Think about the Hulk fans you know or have met. They were likely, in a word, complicated. Other fans of other comic book heroes often take many forms, but Hulk fans are always Bruce Banner to a greater or lesser extent. You might not even know that about them, because they might have gone through a great deal of effort not to show you.
Consider how Banner treats the Hulk. He sees the Hulk as something to be kept in check. He speaks of the Hulk as though he’s a separate entity, despite knowing better. He is Hulk’s jailor in a lot of ways. The Hulk, by his own nature, keeps Banner alive on countless occasions, but the two are not friends by any stretch.

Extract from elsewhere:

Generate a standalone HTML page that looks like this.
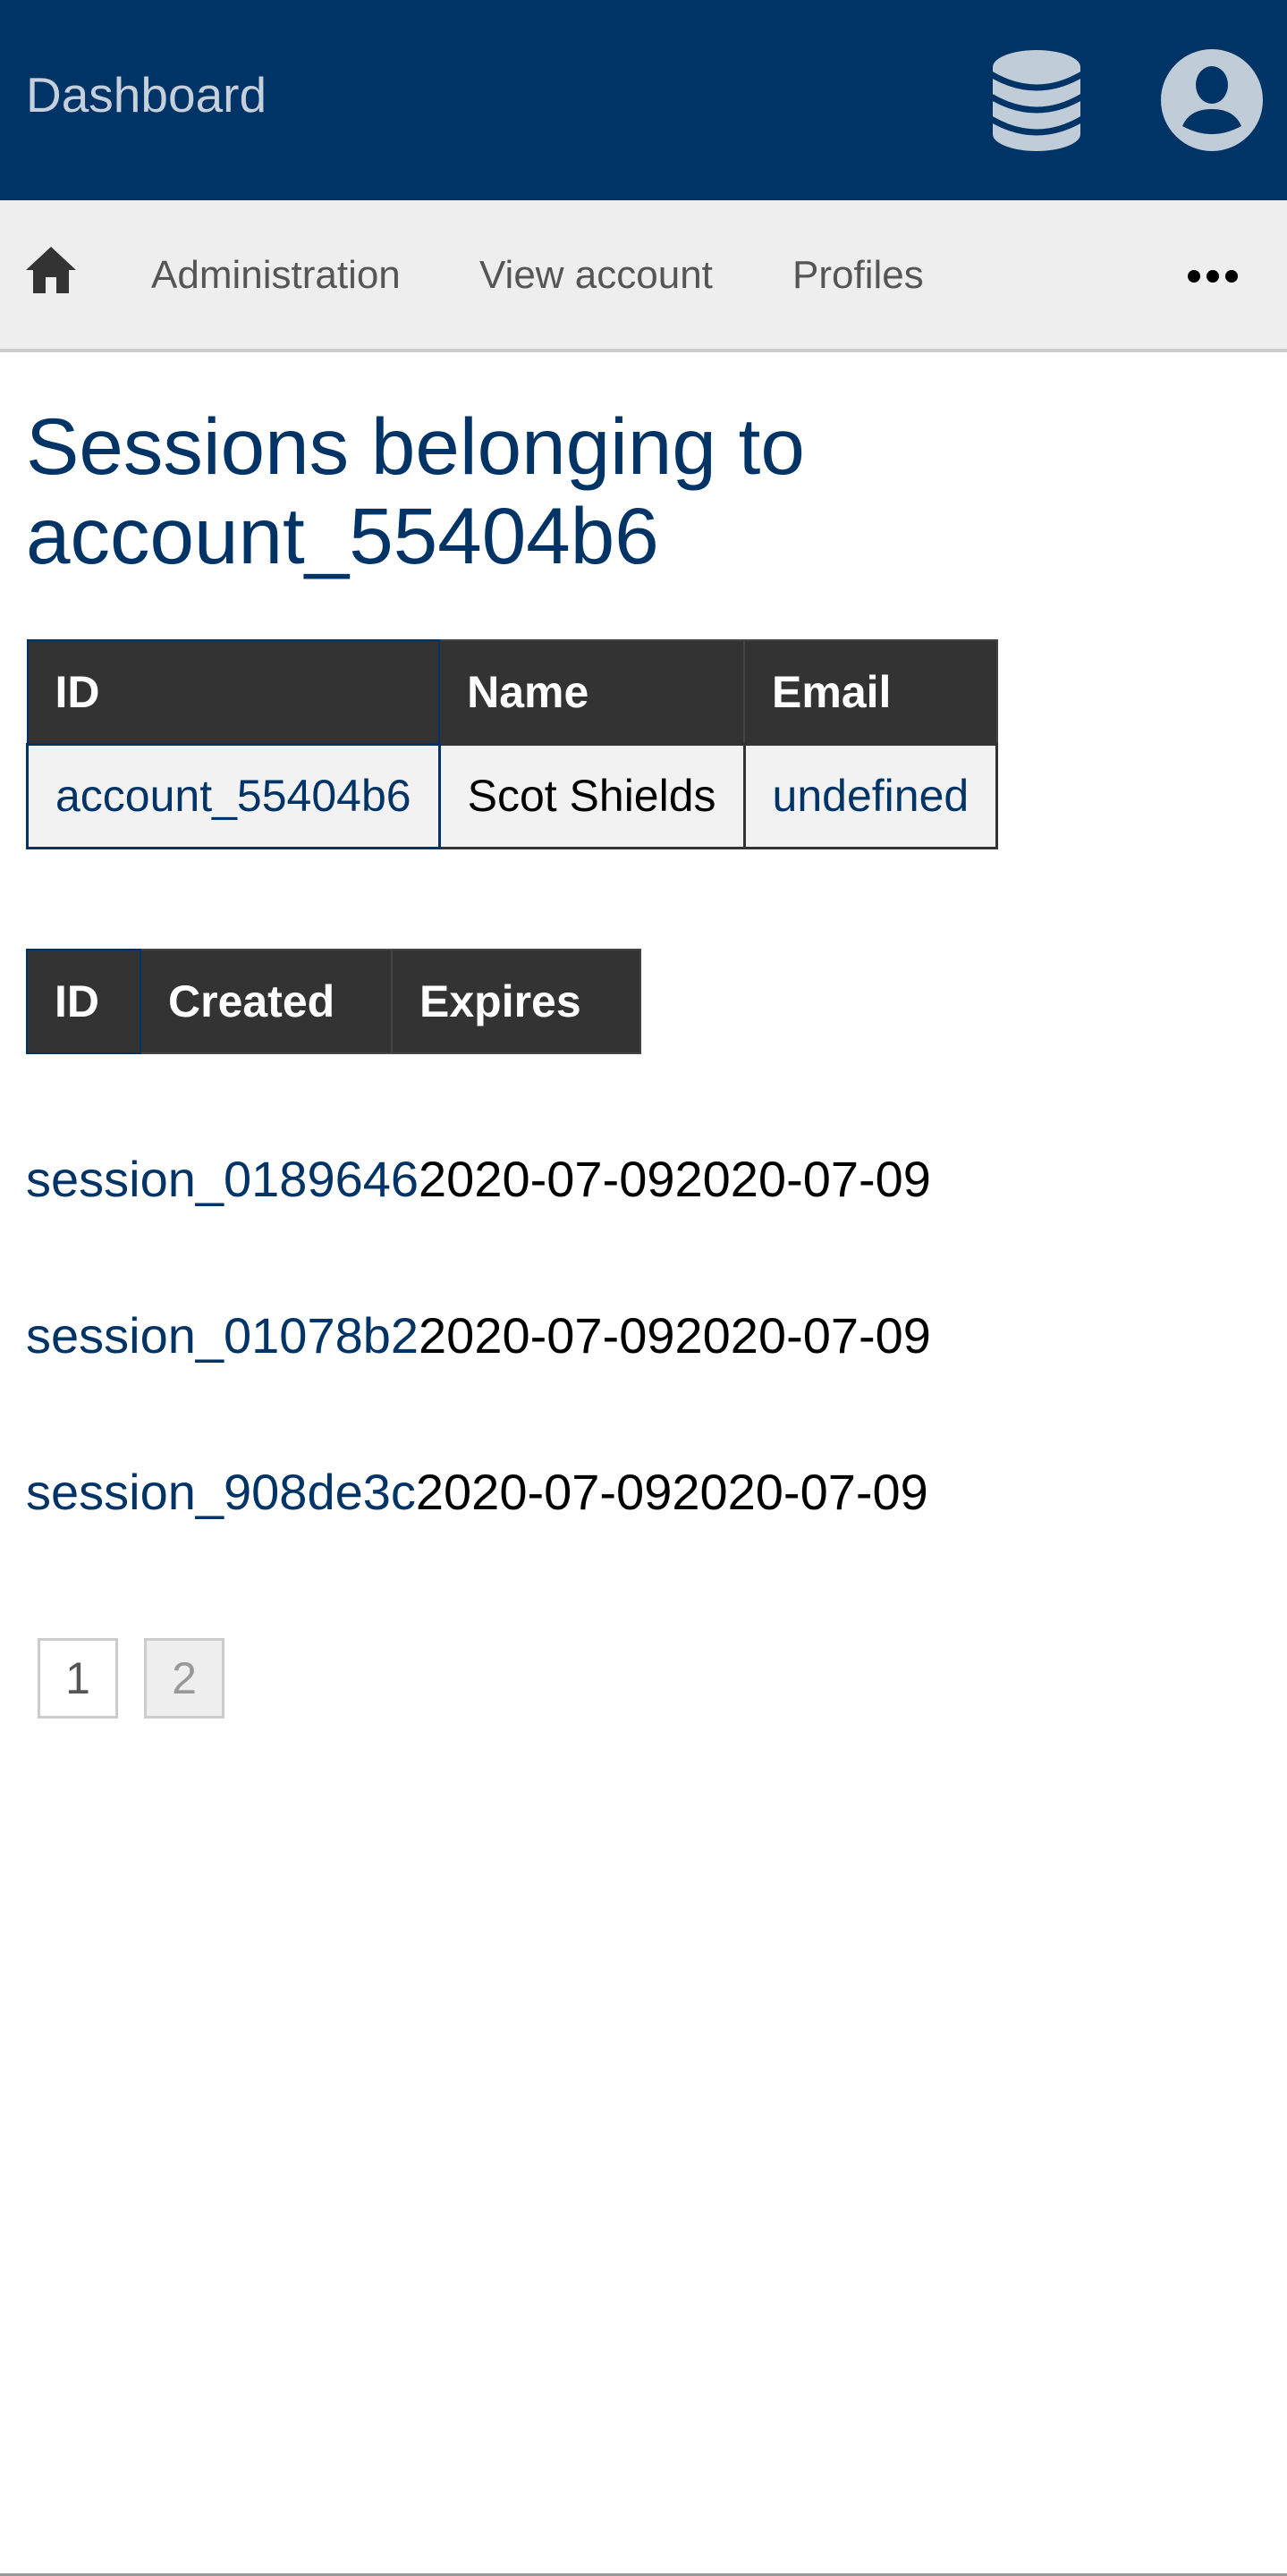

What sort of person relates to this? Someone with demons. People with demons divorce themselves from what haunts them. You hear them talk about their brain or their heart as an object, one that they are at odds with. They talk about not being in control of their thoughts or emotions. They go through spells where they can’t account for their speech or actions. And the worst is that, often, they couldn’t tell you where they stop and the demons begin, even if they tried.
More importantly, however, your Hulk fan is attracted to Banner’s virtue. They want desperately to be good people despite their deep flaws. All things considered, Banner is one of the better people in Marvel’s universe in terms of innate goodness. He craves to do good in the world, yet he is cursed to drag around this monster that he cannot destroy and can barely contain. And the monster is so resilient that, despite its power, it cannot destroy itself either.
In short, Hulk fans love Banner because the Hulk is a metaphor for their social dysfunction. Hulk fans ultimately yearn for a day when they can look back at Banner’s suffering as something they have moved on from. So what does this have to do with banned books? Banned books often have that sort of thing as central themes. Busybodies always think that keeping people from reading about violence and abuse and suicide and so on will keep them from thinking about it. As if you can just ignore it until it disappears, as if you can fence someone out from the trackless desert of their own soul when they’re already wandering it. Someone who relates to Banner likely suffers from a kind of social disorder, and would understandably be drawn to such books.
This is a lot of why you may not know who among your friends loves the Hulk and Bruce Banner. Because the Hulk is the dark place some of us go when the world’s madness screams too loud to bear anymore. The Hulk is what it’s like to be in your own head too much. It is a source of pain and shame. When it gets out, it causes trouble. And on the rare occasion that someone tries to step in and understand the situation, they often cause more problems than they fix. People who don’t like the Hulk often look at him and Banner and dismiss Banner as nothing more than some guy with weird blood who gets big and strong when he’s angry. Think of how gross a misunderstanding of a character’s basic traits that is. Now think of how similar that is to telling someone with anger issues to just relax.
This is not to say that Hulk fans are awful people to be shunned. Nor is it to say that all Hulk fans are dangerous to themselves or others. Quite the opposite, really. If you know a Hulk fan, then you can probably at least sense that they need people to help keep the guy in check. And they know intimately that such people are hard to come by. Some people are better acquainted with solitude than they would like.
I’m not saying that you shouldn’t seek real help if you need it. I am saying that help comes in forms other than shrinks and priests. It often comes from fiction. A great deal of fiction’s power lies in its ability to allow us to frame the world in a way that makes a little more sense. When you ban books, you remove possible frames from humanity’s workshop. You nullify viewpoints for arbitrary reasons. You deepen the rift between those who fit and those who don’t.
Once, books were rare. This is why we are outraged when they are physically destroyed, even though in our times books are plentiful, and their contents kept safe across thousands of copies both analog and digital. Your caveman brain screams that that’s knowledge you’re burning. Information we can’t get back. This same mechanism kicks in when books are banned. You can never truly destroy an idea, but you can bury it, and make it all but impossible to find. And that is disgusting. Because someone like the Bruce Banners of this world might need those ideas, lest they be left with no one but the Hulk.